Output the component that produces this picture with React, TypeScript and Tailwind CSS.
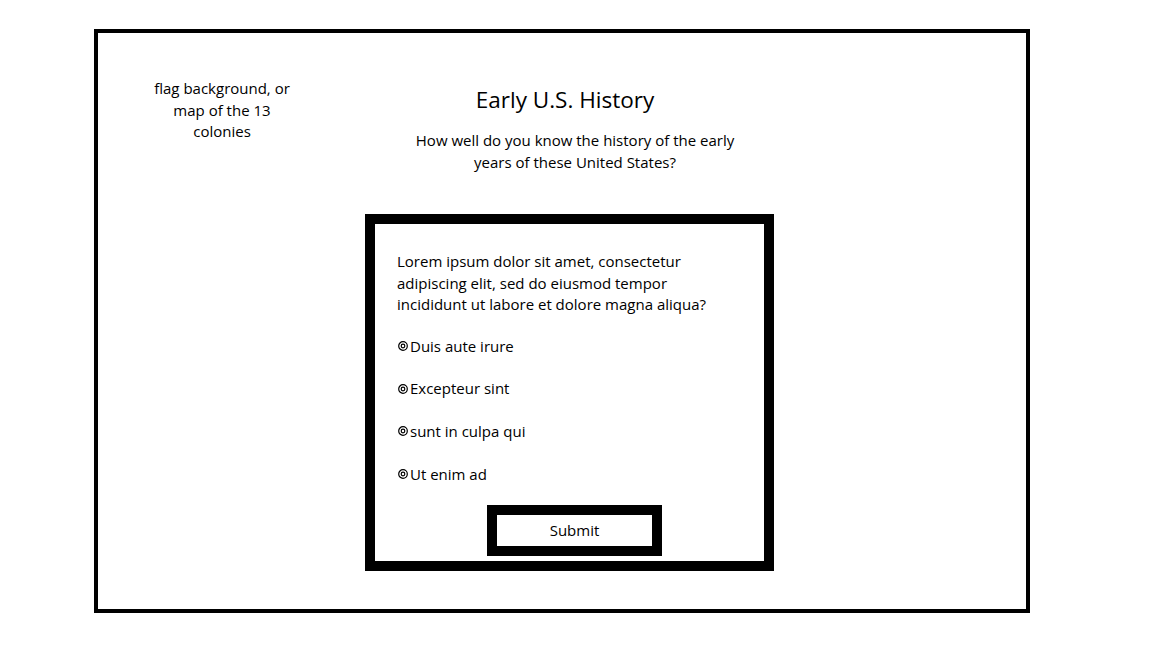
export default function App() {
  const options = ["Duis aute irure", "Excepteur sint", "sunt in culpa qui", "Ut enim ad"];

  return (
    <div className="min-h-screen w-full bg-white text-black pl-[94px] pt-[29px]" style={{ fontFamily: '"Open Sans", "Noto Sans", sans-serif' }}>
      <div className="w-[936px] h-[584px] border-4 border-black flex flex-col">
        <div className="flex">
          <div className="ml-[49px] mt-[45px] w-[150px] text-center text-[15px] leading-[21.5px]">
            flag background, or
            <br />
            map of the 13
            <br />
            colonies
          </div>
          <div className="ml-[108px] mt-[51px] w-[340px] text-center">
            <h1 className="pr-[20px] text-[22.5px] leading-[32px]">Early U.S. History</h1>
            <p className="mt-[13px] text-[15px] leading-[22px]">
              How well do you know the history of the early
              <br />
              years of these United States?
            </p>
          </div>
        </div>

        <div className="ml-[267px] mt-[41px] w-[409px] h-[357px] border-[10px] border-black pl-[22px] pt-[27px]">
          <p className="text-[15px] leading-[21.5px]">
            Lorem ipsum dolor sit amet, consectetur
            <br />
            adipiscing elit, sed do eiusmod tempor
            <br />
            incididunt ut labore et dolore magna aliqua?
          </p>
          <div className="mt-[19px] flex flex-col gap-[20.7px]">
            {options.map((o) => (
              <label key={o} className="flex items-center text-[15px] leading-[22px]">
                <svg width="10" height="10" viewBox="0 0 10 10" className="ml-[1px] mr-[2px] mt-[1px]">
                  <circle cx="5" cy="5" r="4.3" fill="none" stroke="black" strokeWidth="1.2" />
                  <circle cx="5" cy="5" r="1.8" fill="none" stroke="black" strokeWidth="1.2" />
                </svg>
                {o}
              </label>
            ))}
          </div>
          <div className="mt-[20px] ml-[90px] w-[175px] h-[51px] border-[10px] border-black flex items-center justify-center text-[15px]">
            Submit
          </div>
        </div>
      </div>
    </div>
  );
}
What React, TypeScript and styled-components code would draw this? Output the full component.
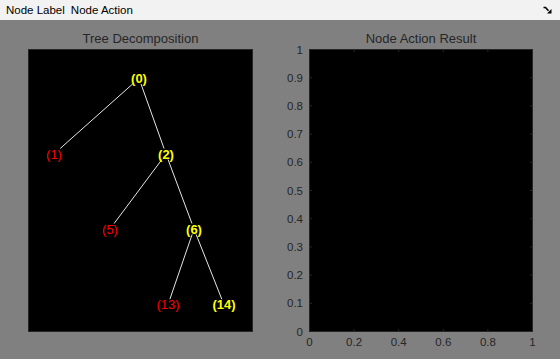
_ _ _ _
What is required:
Print the complete listing exactly, apart from any pictures.

Output of the task:
Output the component that produces this picture with React, TypeScript and Tailwind CSS.
export default function App() {
  const options = ["Duis aute irure", "Excepteur sint", "sunt in culpa qui", "Ut enim ad"];

  return (
    <div className="min-h-screen w-full bg-white text-black pl-[94px] pt-[29px]" style={{ fontFamily: '"Open Sans", "Noto Sans", sans-serif' }}>
      <div className="w-[936px] h-[584px] border-4 border-black flex flex-col">
        <div className="flex">
          <div className="ml-[49px] mt-[45px] w-[150px] text-center text-[15px] leading-[21.5px]">
            flag background, or
            <br />
            map of the 13
            <br />
            colonies
          </div>
          <div className="ml-[108px] mt-[51px] w-[340px] text-center">
            <h1 className="pr-[20px] text-[22.5px] leading-[32px]">Early U.S. History</h1>
            <p className="mt-[13px] text-[15px] leading-[22px]">
              How well do you know the history of the early
              <br />
              years of these United States?
            </p>
          </div>
        </div>

        <div className="ml-[267px] mt-[41px] w-[409px] h-[357px] border-[10px] border-black pl-[22px] pt-[27px]">
          <p className="text-[15px] leading-[21.5px]">
            Lorem ipsum dolor sit amet, consectetur
            <br />
            adipiscing elit, sed do eiusmod tempor
            <br />
            incididunt ut labore et dolore magna aliqua?
          </p>
          <div className="mt-[19px] flex flex-col gap-[20.7px]">
            {options.map((o) => (
              <label key={o} className="flex items-center text-[15px] leading-[22px]">
                <svg width="10" height="10" viewBox="0 0 10 10" className="ml-[1px] mr-[2px] mt-[1px]">
                  <circle cx="5" cy="5" r="4.3" fill="none" stroke="black" strokeWidth="1.2" />
                  <circle cx="5" cy="5" r="1.8" fill="none" stroke="black" strokeWidth="1.2" />
                </svg>
                {o}
              </label>
            ))}
          </div>
          <div className="mt-[20px] ml-[90px] w-[175px] h-[51px] border-[10px] border-black flex items-center justify-center text-[15px]">
            Submit
          </div>
        </div>
      </div>
    </div>
  );
}
What React, TypeScript and styled-components code would draw this? Output the full component.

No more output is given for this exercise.